◆ To do:
Copy everything in the data below exactly except the pictures.

◆ Information supplied:
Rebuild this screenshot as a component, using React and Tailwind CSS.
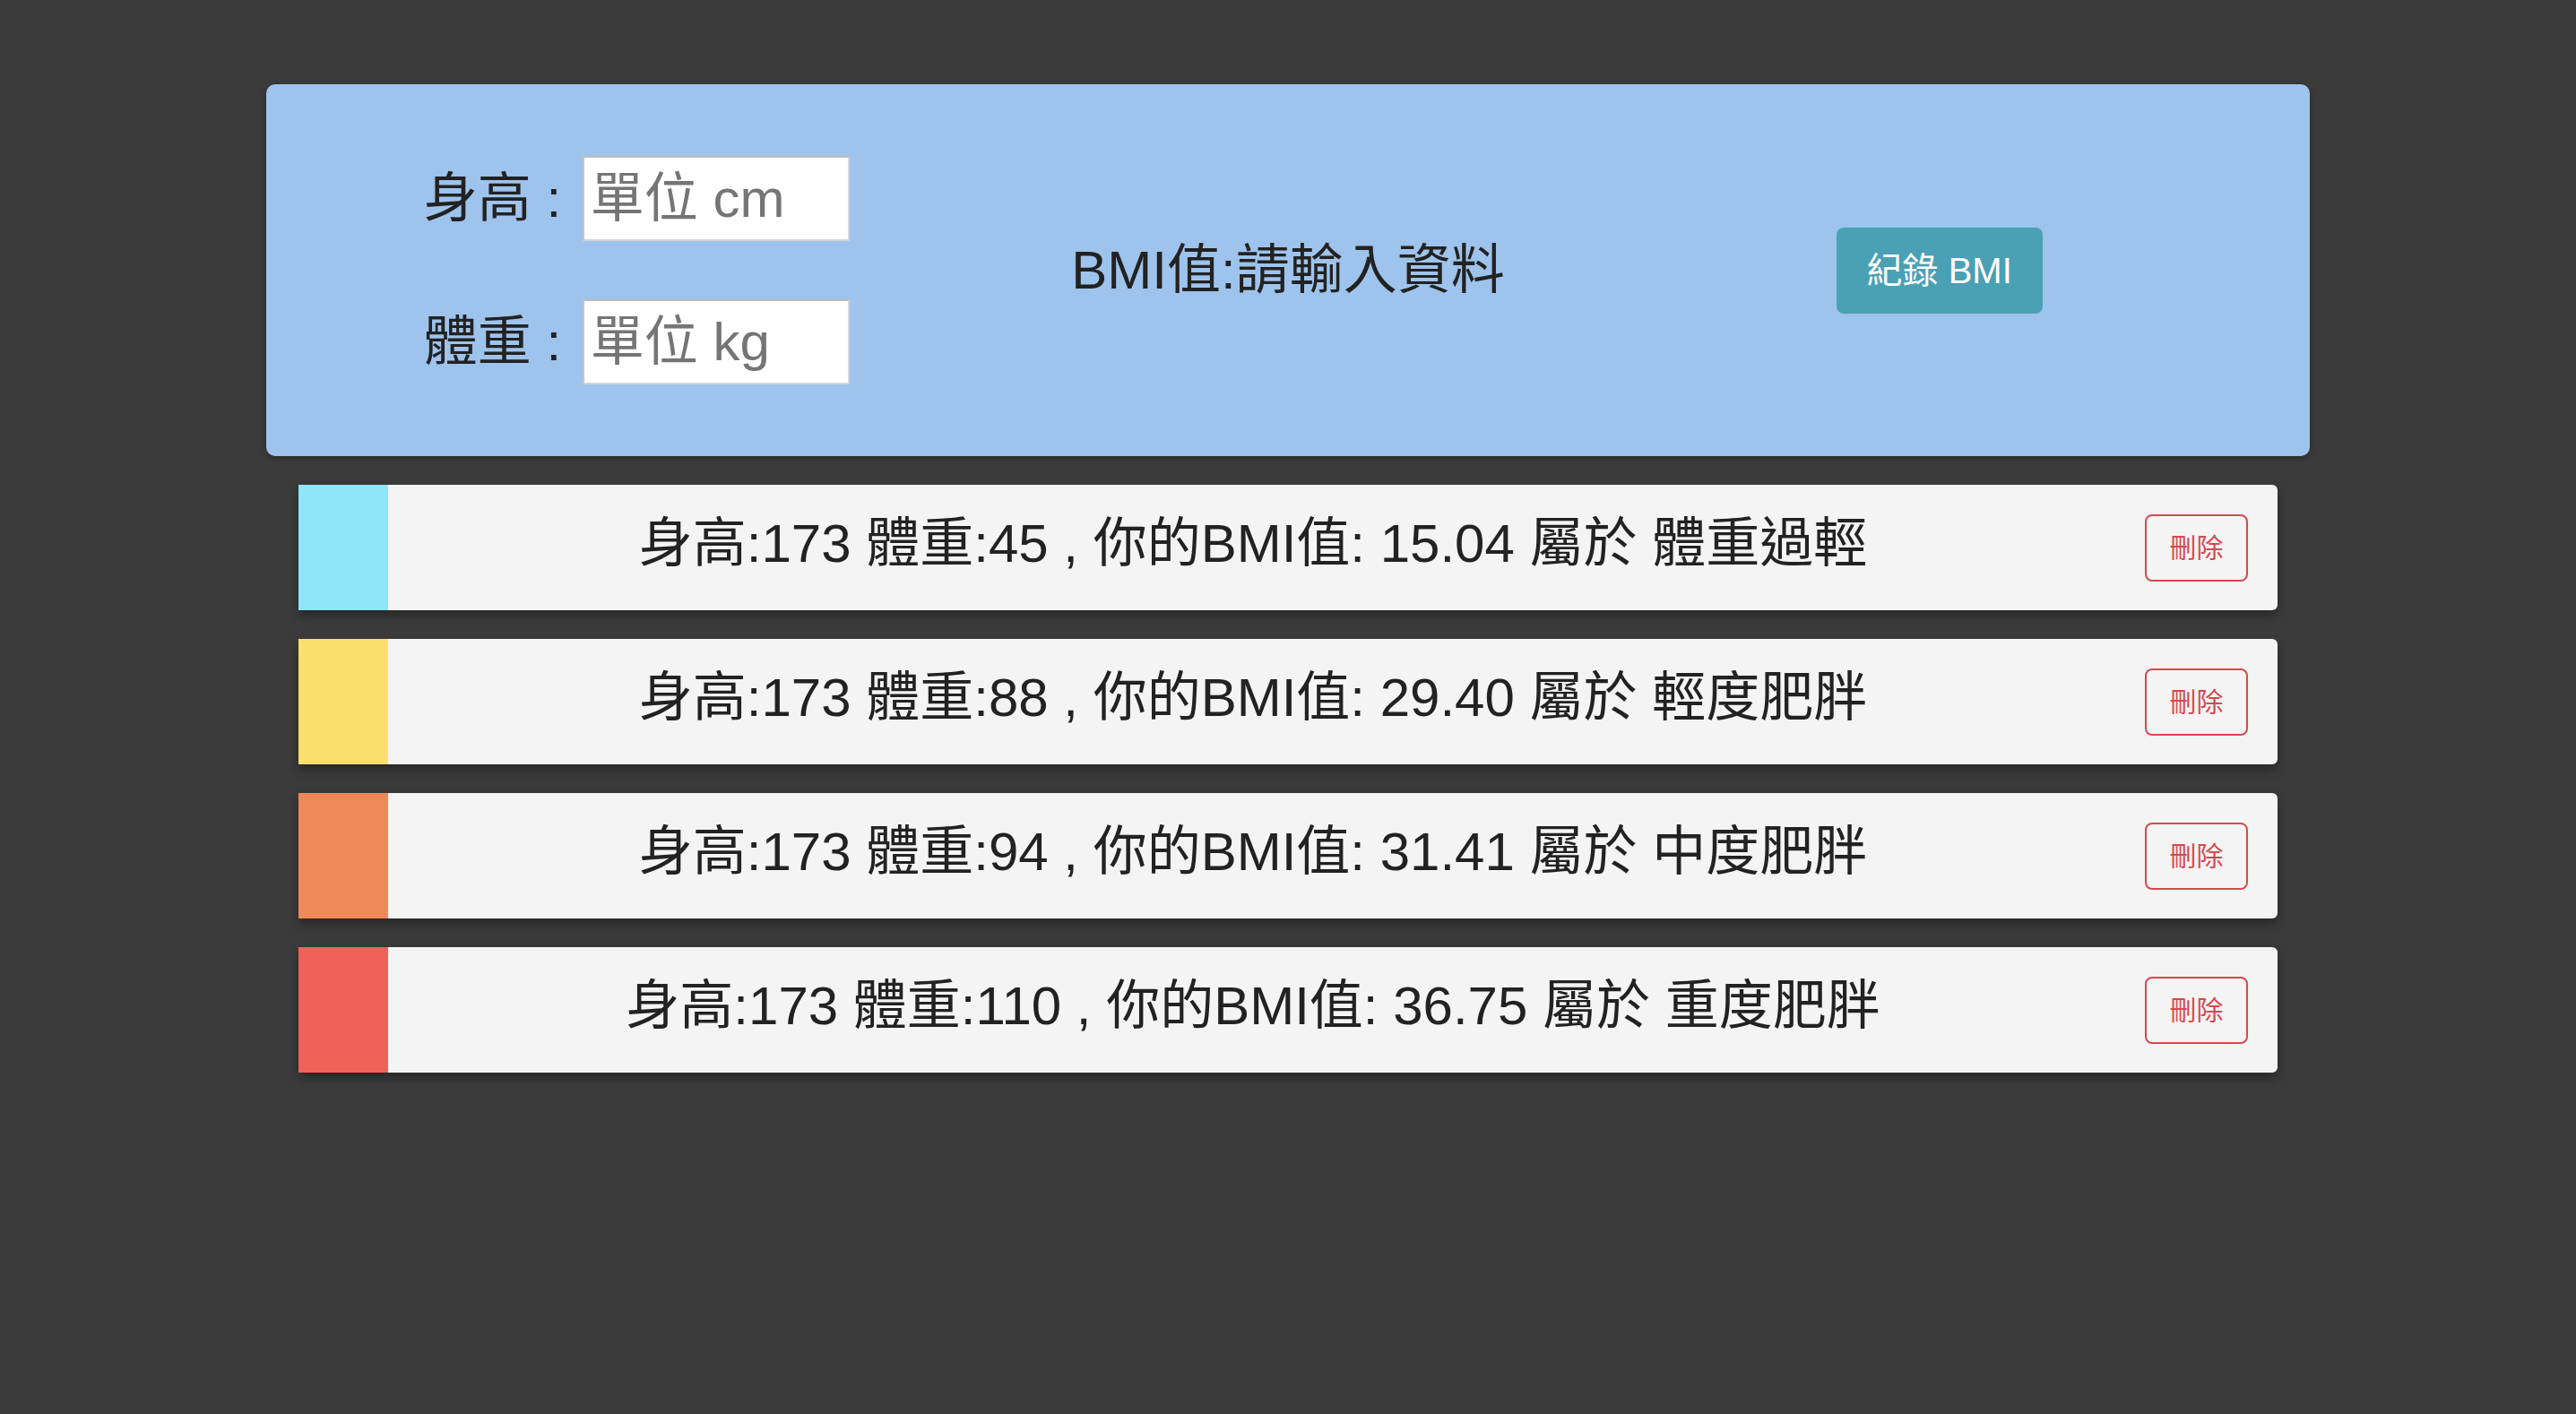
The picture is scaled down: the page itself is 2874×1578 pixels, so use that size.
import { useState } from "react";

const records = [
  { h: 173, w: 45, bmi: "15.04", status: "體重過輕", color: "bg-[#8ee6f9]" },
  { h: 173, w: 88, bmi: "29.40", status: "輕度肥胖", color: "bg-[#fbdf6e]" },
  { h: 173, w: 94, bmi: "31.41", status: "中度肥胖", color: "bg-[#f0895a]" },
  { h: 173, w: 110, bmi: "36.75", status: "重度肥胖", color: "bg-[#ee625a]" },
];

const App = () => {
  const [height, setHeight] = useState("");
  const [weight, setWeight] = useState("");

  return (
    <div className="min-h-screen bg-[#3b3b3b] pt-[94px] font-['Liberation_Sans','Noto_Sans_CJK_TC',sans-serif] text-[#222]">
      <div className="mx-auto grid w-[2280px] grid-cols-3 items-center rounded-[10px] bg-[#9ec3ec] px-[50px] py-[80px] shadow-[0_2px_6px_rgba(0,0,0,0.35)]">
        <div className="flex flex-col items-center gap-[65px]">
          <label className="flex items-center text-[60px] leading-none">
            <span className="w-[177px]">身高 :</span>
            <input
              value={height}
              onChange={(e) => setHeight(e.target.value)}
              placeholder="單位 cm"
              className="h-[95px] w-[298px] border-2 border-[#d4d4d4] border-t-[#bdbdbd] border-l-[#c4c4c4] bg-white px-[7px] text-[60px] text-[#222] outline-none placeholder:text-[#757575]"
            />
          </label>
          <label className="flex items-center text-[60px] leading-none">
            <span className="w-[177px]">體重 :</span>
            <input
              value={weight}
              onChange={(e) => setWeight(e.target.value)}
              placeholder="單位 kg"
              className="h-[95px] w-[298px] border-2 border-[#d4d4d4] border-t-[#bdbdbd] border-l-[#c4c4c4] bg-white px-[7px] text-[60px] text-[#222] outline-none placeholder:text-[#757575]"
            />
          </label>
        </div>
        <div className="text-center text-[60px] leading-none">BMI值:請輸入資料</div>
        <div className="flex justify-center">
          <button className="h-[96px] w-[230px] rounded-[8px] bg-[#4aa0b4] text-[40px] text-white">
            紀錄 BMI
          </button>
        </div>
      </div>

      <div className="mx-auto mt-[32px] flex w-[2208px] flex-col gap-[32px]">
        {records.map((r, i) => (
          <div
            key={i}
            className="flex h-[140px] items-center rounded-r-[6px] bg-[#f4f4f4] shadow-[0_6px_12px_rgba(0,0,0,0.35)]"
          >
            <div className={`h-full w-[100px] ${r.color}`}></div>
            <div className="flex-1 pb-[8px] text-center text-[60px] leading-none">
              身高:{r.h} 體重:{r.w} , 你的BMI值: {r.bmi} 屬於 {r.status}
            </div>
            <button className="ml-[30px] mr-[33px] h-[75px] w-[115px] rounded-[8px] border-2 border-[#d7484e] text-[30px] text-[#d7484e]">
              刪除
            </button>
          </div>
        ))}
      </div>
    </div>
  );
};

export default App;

◆ Reply:
Rebuild this screenshot as a component, using React and Tailwind CSS.
The picture is scaled down: the page itself is 2874×1578 pixels, so use that size.
import { useState } from "react";

const records = [
  { h: 173, w: 45, bmi: "15.04", status: "體重過輕", color: "bg-[#8ee6f9]" },
  { h: 173, w: 88, bmi: "29.40", status: "輕度肥胖", color: "bg-[#fbdf6e]" },
  { h: 173, w: 94, bmi: "31.41", status: "中度肥胖", color: "bg-[#f0895a]" },
  { h: 173, w: 110, bmi: "36.75", status: "重度肥胖", color: "bg-[#ee625a]" },
];

const App = () => {
  const [height, setHeight] = useState("");
  const [weight, setWeight] = useState("");

  return (
    <div className="min-h-screen bg-[#3b3b3b] pt-[94px] font-['Liberation_Sans','Noto_Sans_CJK_TC',sans-serif] text-[#222]">
      <div className="mx-auto grid w-[2280px] grid-cols-3 items-center rounded-[10px] bg-[#9ec3ec] px-[50px] py-[80px] shadow-[0_2px_6px_rgba(0,0,0,0.35)]">
        <div className="flex flex-col items-center gap-[65px]">
          <label className="flex items-center text-[60px] leading-none">
            <span className="w-[177px]">身高 :</span>
            <input
              value={height}
              onChange={(e) => setHeight(e.target.value)}
              placeholder="單位 cm"
              className="h-[95px] w-[298px] border-2 border-[#d4d4d4] border-t-[#bdbdbd] border-l-[#c4c4c4] bg-white px-[7px] text-[60px] text-[#222] outline-none placeholder:text-[#757575]"
            />
          </label>
          <label className="flex items-center text-[60px] leading-none">
            <span className="w-[177px]">體重 :</span>
            <input
              value={weight}
              onChange={(e) => setWeight(e.target.value)}
              placeholder="單位 kg"
              className="h-[95px] w-[298px] border-2 border-[#d4d4d4] border-t-[#bdbdbd] border-l-[#c4c4c4] bg-white px-[7px] text-[60px] text-[#222] outline-none placeholder:text-[#757575]"
            />
          </label>
        </div>
        <div className="text-center text-[60px] leading-none">BMI值:請輸入資料</div>
        <div className="flex justify-center">
          <button className="h-[96px] w-[230px] rounded-[8px] bg-[#4aa0b4] text-[40px] text-white">
            紀錄 BMI
          </button>
        </div>
      </div>

      <div className="mx-auto mt-[32px] flex w-[2208px] flex-col gap-[32px]">
        {records.map((r, i) => (
          <div
            key={i}
            className="flex h-[140px] items-center rounded-r-[6px] bg-[#f4f4f4] shadow-[0_6px_12px_rgba(0,0,0,0.35)]"
          >
            <div className={`h-full w-[100px] ${r.color}`}></div>
            <div className="flex-1 pb-[8px] text-center text-[60px] leading-none">
              身高:{r.h} 體重:{r.w} , 你的BMI值: {r.bmi} 屬於 {r.status}
            </div>
            <button className="ml-[30px] mr-[33px] h-[75px] w-[115px] rounded-[8px] border-2 border-[#d7484e] text-[30px] text-[#d7484e]">
              刪除
            </button>
          </div>
        ))}
      </div>
    </div>
  );
};

export default App;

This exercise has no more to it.